Taste follows the nose. Breaddy. Soft hop with a low presence on the palate but it is striking. Saaz are sweet leafy herb, the Hallertau are spicy earthy and floral. Crisp bubble, clean, no diacetyl, faint dms. Delicate flavors but a hearty mouthfeel.

Lightly hazy, pale golden yellow undertone. Bubbly soapy head, creamy on top. Excellent presentation. Lace is clinging.

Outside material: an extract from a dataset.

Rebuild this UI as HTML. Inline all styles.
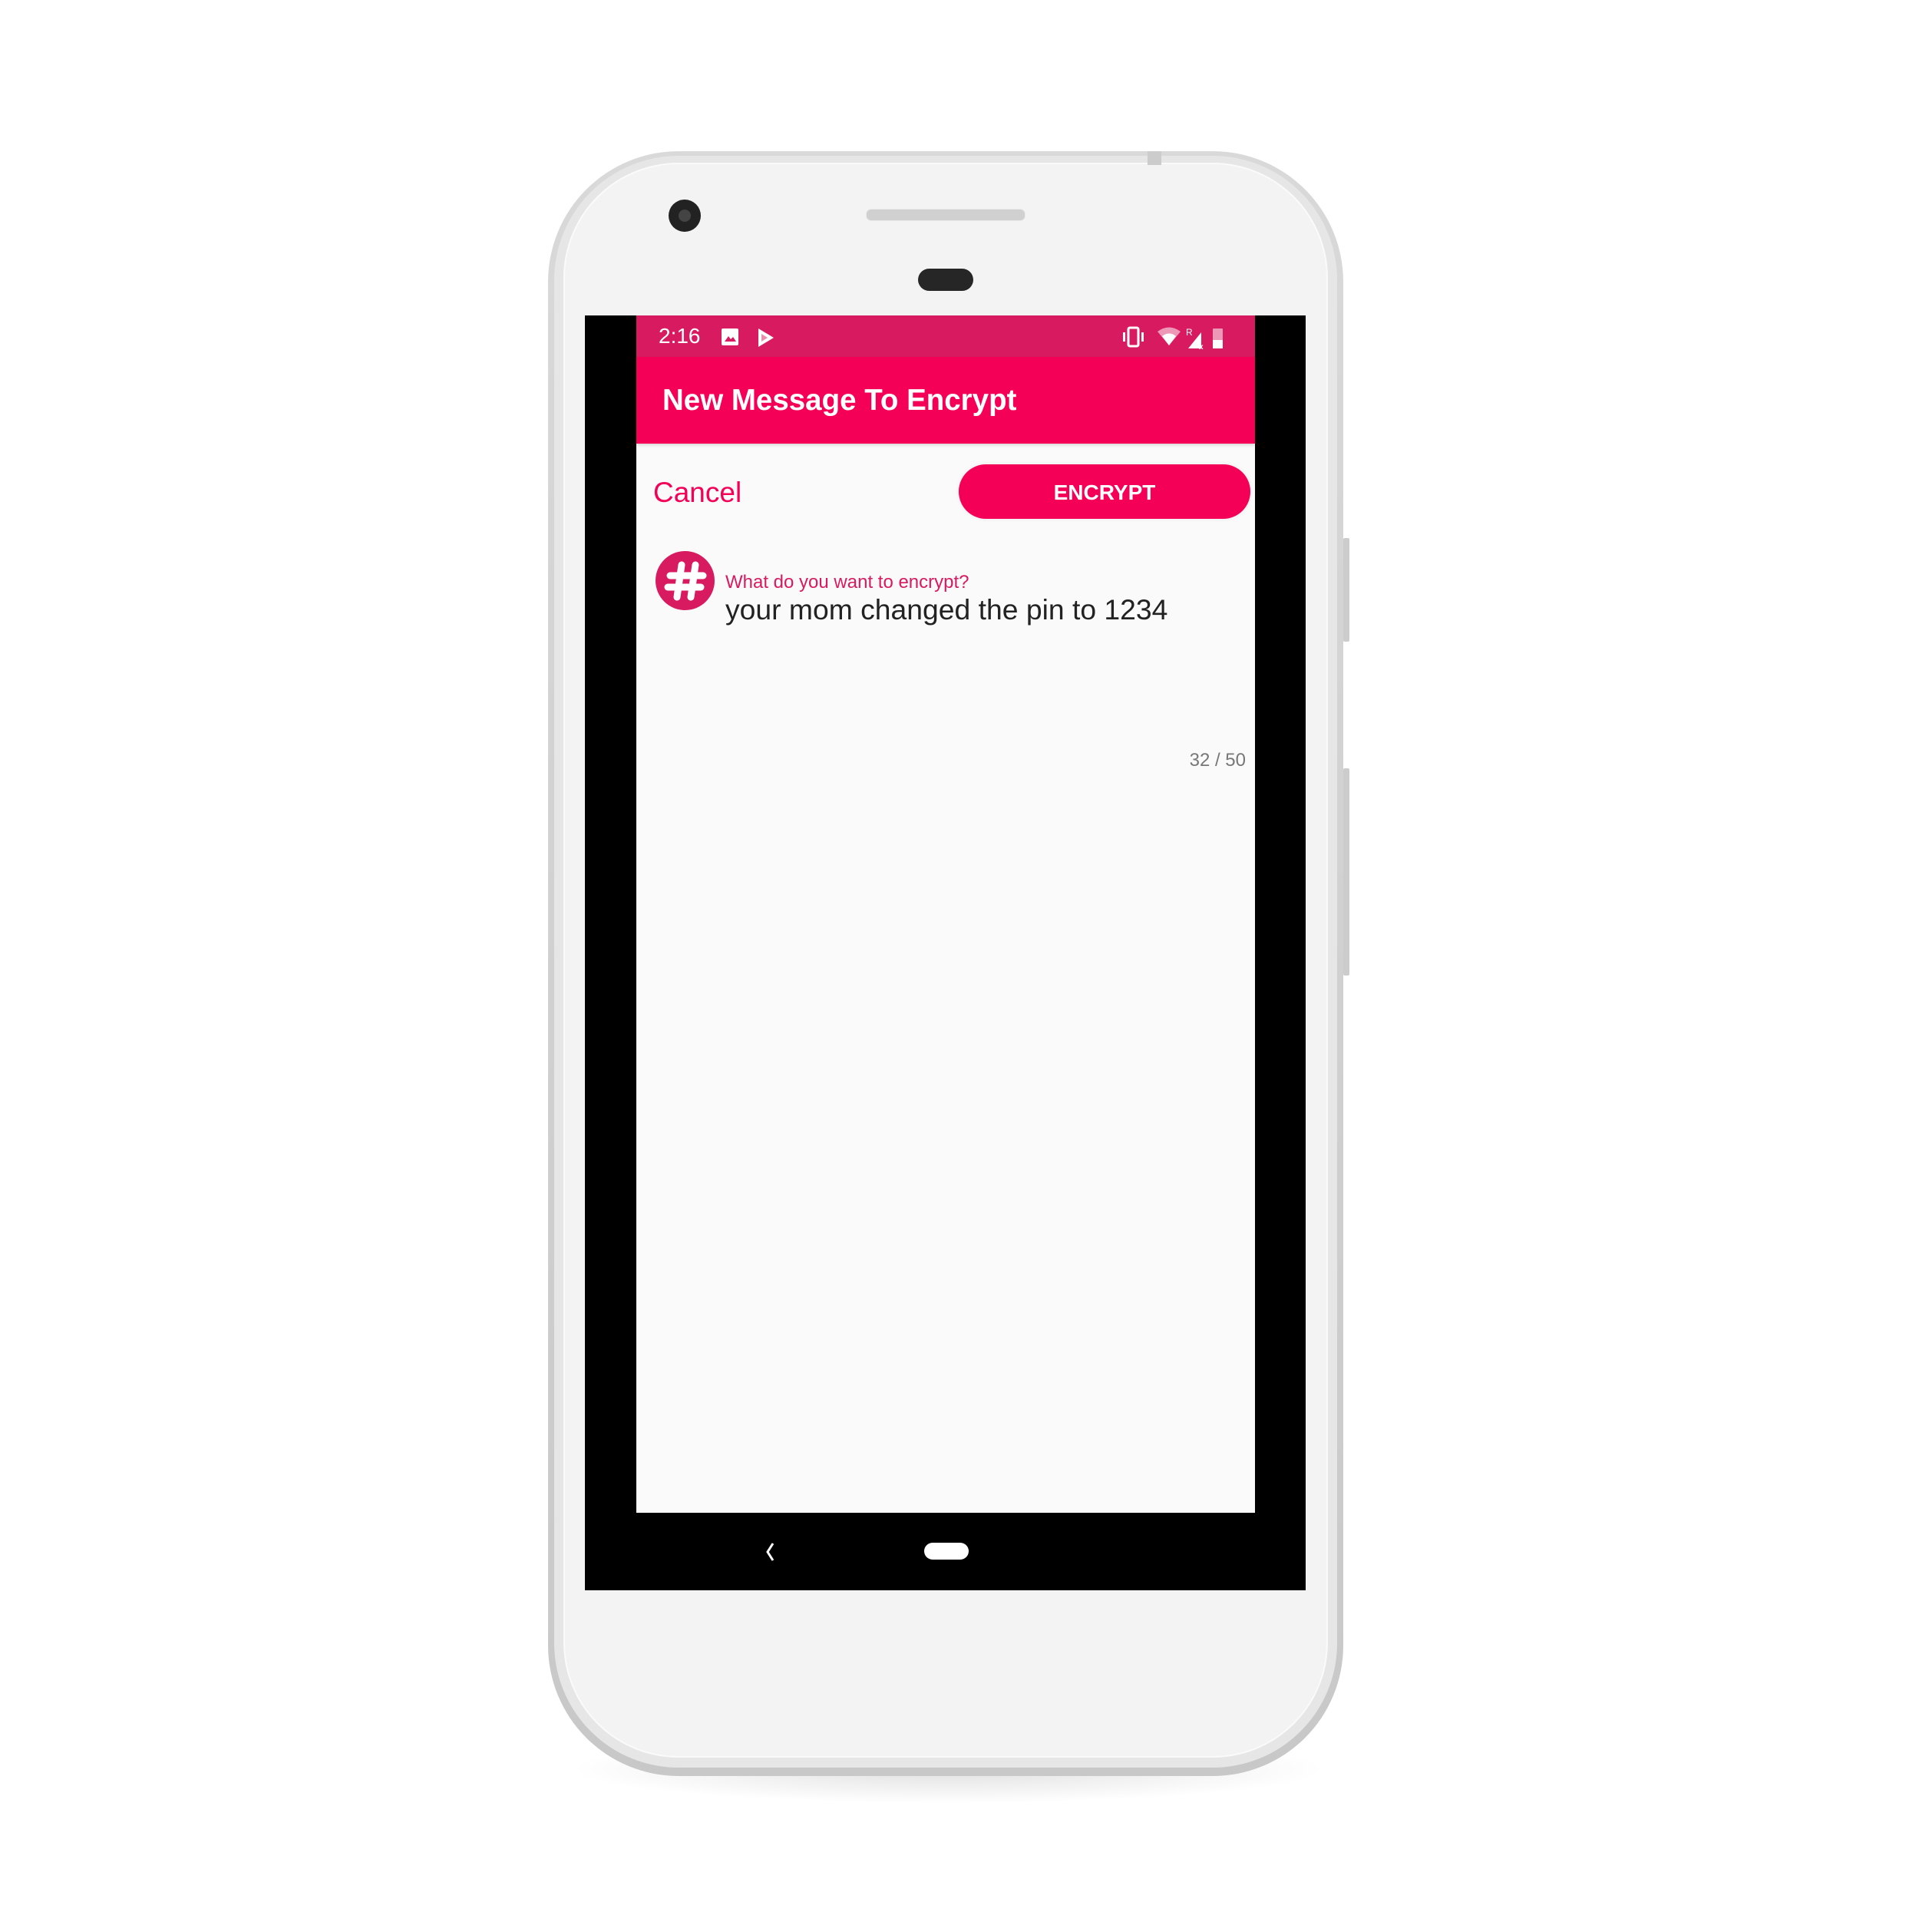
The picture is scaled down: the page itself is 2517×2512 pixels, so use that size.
<!DOCTYPE html>
<html><head><meta charset="utf-8"><style>
html,body{margin:0;padding:0;background:#fff;}
body{width:2517px;height:2512px;position:relative;overflow:hidden;font-family:"Liberation Sans",sans-serif;}
.abs{position:absolute;}
</style></head><body>
<div class="abs" style="left:740px;top:2260px;width:990px;height:90px;border-radius:50%;background:radial-gradient(ellipse at center,rgba(0,0,0,0.12),rgba(0,0,0,0) 70%);"></div>
<div class="abs" style="left:714px;top:197px;width:1036px;height:2117px;border-radius:170px;background:linear-gradient(#d9d9d9,#c8c8c8);"></div>
<div class="abs" style="left:722px;top:203px;width:1020px;height:2100px;border-radius:162px;background:#e6e6e6;"></div>
<div class="abs" style="left:734px;top:212px;width:996px;height:2078px;border-radius:150px;background:#f3f3f3;border:2px solid #fafafa;box-sizing:border-box;"></div>
<div class="abs" style="left:1750px;top:701px;width:8px;height:135px;background:#ccc;border-radius:2px;"></div>
<div class="abs" style="left:1750px;top:1001px;width:8px;height:270px;background:#ccc;border-radius:2px;"></div>
<div class="abs" style="left:1495px;top:197px;width:18px;height:18px;background:#ccc;"></div>
<div class="abs" style="left:871px;top:260px;width:42px;height:42px;border-radius:50%;background:#222;"></div>
<div class="abs" style="left:884px;top:273px;width:16px;height:16px;border-radius:50%;background:#444;"></div>
<div class="abs" style="left:1128px;top:272px;width:206px;height:14px;border-radius:7px;background:#d0d0d0;border:1px solid #e8e8e8;"></div>
<div class="abs" style="left:1196px;top:350px;width:72px;height:29px;border-radius:15px;background:#262626;"></div>
<div class="abs" style="left:762px;top:411px;width:939px;height:1661px;background:#000;"></div>
<div class="abs" style="left:829px;top:411px;width:806px;height:1560px;background:#fafafa;"></div>
<div class="abs" style="left:829px;top:411px;width:806px;height:54px;background:#D81B60;"></div>
<div class="abs" style="left:858px;top:420px;color:#fff;font-size:28px;line-height:36px;">2:16</div>
<div class="abs" style="left:940px;top:428px;width:22px;height:22px;background:#fff;border-radius:2px;"></div>
<svg class="abs" style="left:940px;top:428px" width="22" height="22"><path d="M4 17 L9 10 L12 14 L15 11 L19 17Z" fill="#D81B60"/></svg>
<svg class="abs" style="left:985px;top:427px" width="26" height="26"><path d="M3 1 L3 25 L23 13Z" fill="#fff"/><path d="M7 8 L7 18 L15 13Z" fill="#D81B60" opacity="0.5"/></svg>
<svg class="abs" style="left:1460px;top:424px" width="140" height="32" fill="#fff">
<rect x="10" y="3" width="13" height="24" rx="2" fill="none" stroke="#fff" stroke-width="3"/><rect x="3" y="9" width="3" height="12"/><rect x="27" y="9" width="3" height="12"/>
<path d="M48 8 Q63 -3 78 8 L63 26Z" opacity="0.55"/><path d="M54 14 Q63 7 72 14 L63 26Z"/>
<text x="85" y="13" font-size="12" font-family="Liberation Sans">R</text><path d="M88 30 L105 9 L105 30Z"/><text x="102" y="31" font-size="10" font-family="Liberation Sans" font-weight="bold">x</text>
<rect x="120" y="4" width="13" height="26" rx="1" opacity="0.55"/><rect x="120" y="19" width="13" height="11"/>
</svg>
<div class="abs" style="left:829px;top:465px;width:806px;height:113px;background:#F50057;box-shadow:0 2px 4px rgba(0,0,0,0.15);"></div>
<div class="abs" style="left:863px;top:498px;color:#fff;font-size:38.5px;font-weight:bold;line-height:48px;">New Message To Encrypt</div>
<div class="abs" style="left:851px;top:620px;color:#F50057;font-size:37px;line-height:44px;">Cancel</div>
<div class="abs" style="left:1249px;top:605px;width:380px;height:71px;border-radius:36px;background:#F50057;color:#fff;font-size:28px;font-weight:bold;line-height:73px;text-align:center;box-shadow:0 0 6px rgba(0,0,0,0.08);">ENCRYPT</div>
<div class="abs" style="left:854px;top:718px;width:77px;height:77px;border-radius:50%;background:#D81B60;"></div>
<svg class="abs" style="left:854px;top:718px" width="77" height="77"><g stroke="#fff" stroke-width="9" stroke-linecap="round"><line x1="34" y1="18" x2="28" y2="60"/><line x1="52" y1="18" x2="46" y2="60"/><line x1="19" y1="32" x2="62" y2="32"/><line x1="16" y1="47" x2="59" y2="47"/></g></svg>
<div class="abs" style="left:945px;top:745px;color:#D81B60;font-size:24px;line-height:28px;">What do you want to encrypt?</div>
<div class="abs" style="left:945px;top:772px;color:#222;font-size:37.3px;line-height:44px;">your mom changed the pin to 1234</div>
<div class="abs" style="left:1500px;top:977px;width:123px;text-align:right;color:#777;font-size:24px;line-height:28px;">32 / 50</div>
<svg class="abs" style="left:995px;top:2008px" width="20" height="28"><path d="M12 3 L5 14 L12 25" fill="none" stroke="#fff" stroke-width="3"/></svg>
<div class="abs" style="left:1204px;top:2010px;width:58px;height:22px;border-radius:11px;background:#fff;"></div>
</body></html>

I drank it pretty fast and I could go for another. As far as hops fading, these are not that faded from their low to moderate presence and the features that make the noble hop distinct are alive and well. Good clean bitterness lasts and takes the flavors away to leave the bread or the malt. This was an exemplary beer. No fruity esters, that hint of sulfur makes it appealing and authentic to me and opens the palate at the end so it goes well with food. No fruity hop flavors except for the characteristic light lemon. It should only be in the finish and not all over the palate. Brewers used to say the lager takes too much time, too much space and is not a good investment on the shelf either. I think it is. I think lasts longer than you think as compared to an IPA that has to be drunk today or else AND you can drink a lot of it, a surprising whole lot of it!

The lager is an extreme beer. Happy New Beer Sunday!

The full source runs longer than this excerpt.